### Material to process ###

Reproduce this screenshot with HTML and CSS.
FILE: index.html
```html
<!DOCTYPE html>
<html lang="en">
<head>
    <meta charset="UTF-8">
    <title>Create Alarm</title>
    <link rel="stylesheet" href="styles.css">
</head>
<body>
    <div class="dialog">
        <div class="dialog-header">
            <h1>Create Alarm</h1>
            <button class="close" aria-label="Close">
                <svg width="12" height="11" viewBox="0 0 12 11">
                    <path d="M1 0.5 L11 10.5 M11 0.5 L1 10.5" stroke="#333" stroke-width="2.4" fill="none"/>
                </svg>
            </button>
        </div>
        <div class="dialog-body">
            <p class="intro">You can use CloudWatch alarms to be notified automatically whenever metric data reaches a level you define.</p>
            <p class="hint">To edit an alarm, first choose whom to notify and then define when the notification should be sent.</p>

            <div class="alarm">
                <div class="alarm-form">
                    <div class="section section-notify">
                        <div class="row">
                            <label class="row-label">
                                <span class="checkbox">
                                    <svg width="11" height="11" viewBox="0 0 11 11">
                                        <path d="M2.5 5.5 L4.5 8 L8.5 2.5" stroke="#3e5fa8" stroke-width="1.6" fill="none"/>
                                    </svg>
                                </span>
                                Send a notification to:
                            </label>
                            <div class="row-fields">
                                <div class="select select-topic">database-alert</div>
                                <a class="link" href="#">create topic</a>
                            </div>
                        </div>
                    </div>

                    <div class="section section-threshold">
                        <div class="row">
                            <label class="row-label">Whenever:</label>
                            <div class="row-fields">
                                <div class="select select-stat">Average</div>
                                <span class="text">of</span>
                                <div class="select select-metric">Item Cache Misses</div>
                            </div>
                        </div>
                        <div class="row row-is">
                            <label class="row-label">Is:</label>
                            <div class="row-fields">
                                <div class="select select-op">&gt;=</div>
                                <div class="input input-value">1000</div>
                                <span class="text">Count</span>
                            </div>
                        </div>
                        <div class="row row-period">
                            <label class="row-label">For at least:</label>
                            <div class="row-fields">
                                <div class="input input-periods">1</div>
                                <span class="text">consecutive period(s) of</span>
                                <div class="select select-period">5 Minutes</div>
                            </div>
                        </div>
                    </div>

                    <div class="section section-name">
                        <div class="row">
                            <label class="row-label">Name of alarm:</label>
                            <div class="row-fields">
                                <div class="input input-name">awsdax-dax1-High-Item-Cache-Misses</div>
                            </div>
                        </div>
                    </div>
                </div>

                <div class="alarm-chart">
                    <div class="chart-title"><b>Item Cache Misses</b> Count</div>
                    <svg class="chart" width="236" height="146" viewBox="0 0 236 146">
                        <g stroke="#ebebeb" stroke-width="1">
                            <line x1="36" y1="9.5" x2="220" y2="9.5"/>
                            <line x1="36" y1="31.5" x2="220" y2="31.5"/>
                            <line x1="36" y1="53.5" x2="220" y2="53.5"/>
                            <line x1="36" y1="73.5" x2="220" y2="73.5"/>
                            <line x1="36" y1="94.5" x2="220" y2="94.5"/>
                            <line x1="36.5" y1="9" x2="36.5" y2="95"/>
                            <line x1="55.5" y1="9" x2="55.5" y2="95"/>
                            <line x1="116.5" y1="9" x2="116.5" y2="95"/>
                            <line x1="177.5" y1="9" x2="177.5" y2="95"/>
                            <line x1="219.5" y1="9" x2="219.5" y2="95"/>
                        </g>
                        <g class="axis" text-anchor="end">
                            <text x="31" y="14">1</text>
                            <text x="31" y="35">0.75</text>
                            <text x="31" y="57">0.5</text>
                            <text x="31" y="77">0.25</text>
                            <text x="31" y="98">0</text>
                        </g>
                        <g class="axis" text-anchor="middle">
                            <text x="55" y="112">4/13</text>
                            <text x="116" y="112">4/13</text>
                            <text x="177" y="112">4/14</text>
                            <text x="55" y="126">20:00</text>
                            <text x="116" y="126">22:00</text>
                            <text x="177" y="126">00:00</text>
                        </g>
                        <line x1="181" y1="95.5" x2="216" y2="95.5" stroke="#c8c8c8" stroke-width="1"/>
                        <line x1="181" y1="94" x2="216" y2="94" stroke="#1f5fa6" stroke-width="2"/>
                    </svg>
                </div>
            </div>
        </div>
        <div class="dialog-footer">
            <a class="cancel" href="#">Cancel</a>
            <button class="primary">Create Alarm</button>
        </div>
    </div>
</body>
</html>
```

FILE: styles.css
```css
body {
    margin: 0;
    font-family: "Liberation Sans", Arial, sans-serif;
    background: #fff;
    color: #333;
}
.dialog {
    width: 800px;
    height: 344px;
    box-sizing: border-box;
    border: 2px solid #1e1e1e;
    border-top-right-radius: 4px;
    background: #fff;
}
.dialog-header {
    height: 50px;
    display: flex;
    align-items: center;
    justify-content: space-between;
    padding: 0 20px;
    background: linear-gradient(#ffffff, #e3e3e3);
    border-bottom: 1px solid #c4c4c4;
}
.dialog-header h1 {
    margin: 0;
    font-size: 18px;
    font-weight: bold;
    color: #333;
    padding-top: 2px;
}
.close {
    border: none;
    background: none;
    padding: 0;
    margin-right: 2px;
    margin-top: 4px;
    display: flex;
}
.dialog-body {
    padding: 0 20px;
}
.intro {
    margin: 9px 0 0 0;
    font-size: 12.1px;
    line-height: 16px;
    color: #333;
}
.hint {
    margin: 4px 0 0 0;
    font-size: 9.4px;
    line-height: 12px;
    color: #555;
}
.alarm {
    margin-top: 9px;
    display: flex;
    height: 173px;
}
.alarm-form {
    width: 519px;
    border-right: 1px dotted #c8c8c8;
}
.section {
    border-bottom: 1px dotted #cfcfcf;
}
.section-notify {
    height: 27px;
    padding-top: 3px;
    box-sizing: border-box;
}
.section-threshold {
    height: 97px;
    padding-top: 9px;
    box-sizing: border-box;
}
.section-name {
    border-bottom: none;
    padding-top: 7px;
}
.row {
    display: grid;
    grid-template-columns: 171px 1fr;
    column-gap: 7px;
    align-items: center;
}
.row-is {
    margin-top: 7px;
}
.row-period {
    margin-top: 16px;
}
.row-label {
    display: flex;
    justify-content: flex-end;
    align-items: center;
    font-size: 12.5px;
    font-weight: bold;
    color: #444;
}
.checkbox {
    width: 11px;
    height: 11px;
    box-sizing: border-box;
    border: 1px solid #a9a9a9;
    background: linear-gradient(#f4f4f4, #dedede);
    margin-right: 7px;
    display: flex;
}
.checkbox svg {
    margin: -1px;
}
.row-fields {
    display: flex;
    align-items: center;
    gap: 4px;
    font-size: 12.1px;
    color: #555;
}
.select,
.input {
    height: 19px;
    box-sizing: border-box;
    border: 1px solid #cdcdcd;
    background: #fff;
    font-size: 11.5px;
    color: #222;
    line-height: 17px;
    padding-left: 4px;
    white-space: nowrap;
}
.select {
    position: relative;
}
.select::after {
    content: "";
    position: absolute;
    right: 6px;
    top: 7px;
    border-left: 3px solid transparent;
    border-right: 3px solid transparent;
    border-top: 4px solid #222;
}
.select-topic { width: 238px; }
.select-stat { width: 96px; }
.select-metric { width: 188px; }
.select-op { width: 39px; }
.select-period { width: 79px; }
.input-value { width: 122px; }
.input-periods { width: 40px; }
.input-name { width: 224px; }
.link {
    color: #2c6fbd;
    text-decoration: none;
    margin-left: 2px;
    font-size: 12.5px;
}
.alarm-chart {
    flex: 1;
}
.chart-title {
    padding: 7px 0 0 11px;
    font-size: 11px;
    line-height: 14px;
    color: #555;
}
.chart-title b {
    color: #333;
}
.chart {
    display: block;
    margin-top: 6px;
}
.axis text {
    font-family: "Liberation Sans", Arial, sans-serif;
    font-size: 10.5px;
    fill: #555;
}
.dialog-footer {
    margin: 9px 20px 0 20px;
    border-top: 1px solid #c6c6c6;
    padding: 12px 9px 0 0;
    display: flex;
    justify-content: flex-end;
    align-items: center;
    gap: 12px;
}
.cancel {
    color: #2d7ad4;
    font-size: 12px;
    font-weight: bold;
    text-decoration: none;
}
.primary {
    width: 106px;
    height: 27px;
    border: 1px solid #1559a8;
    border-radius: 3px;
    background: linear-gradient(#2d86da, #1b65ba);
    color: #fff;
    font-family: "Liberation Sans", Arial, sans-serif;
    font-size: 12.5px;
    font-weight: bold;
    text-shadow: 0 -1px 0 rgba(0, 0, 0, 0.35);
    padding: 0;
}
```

###
### Material to process ###

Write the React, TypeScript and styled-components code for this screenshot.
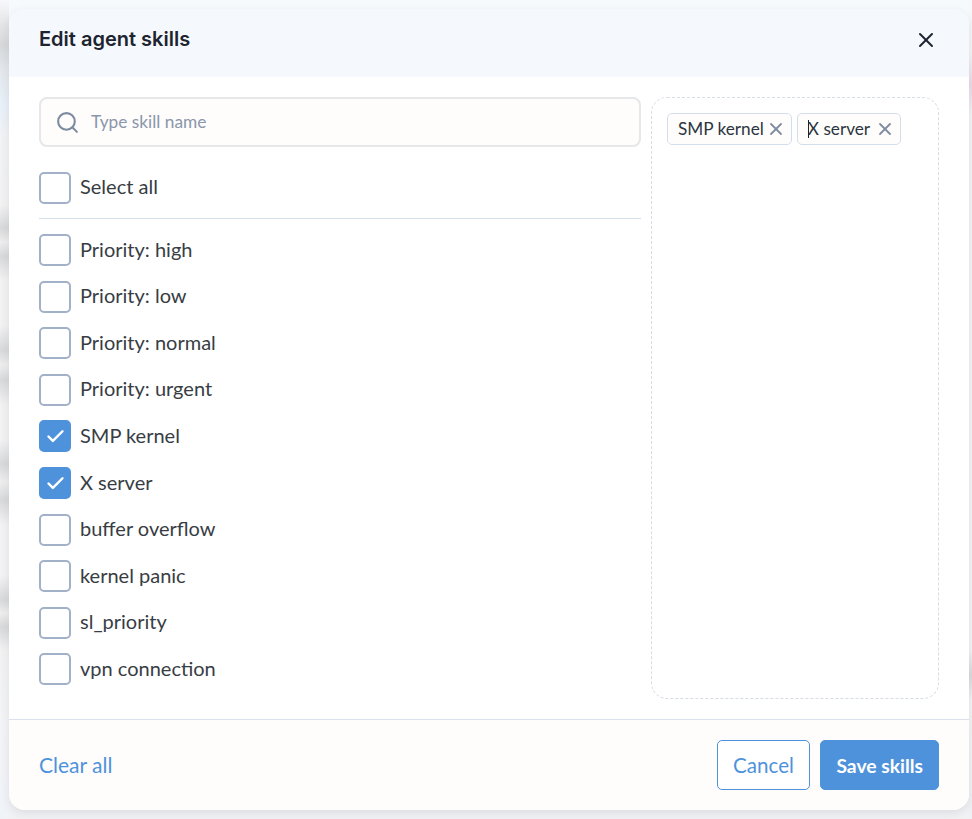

###

* _The request_
Count every line of the records that holds "screenshot". State the number, nothing else.

* _Written reply_
2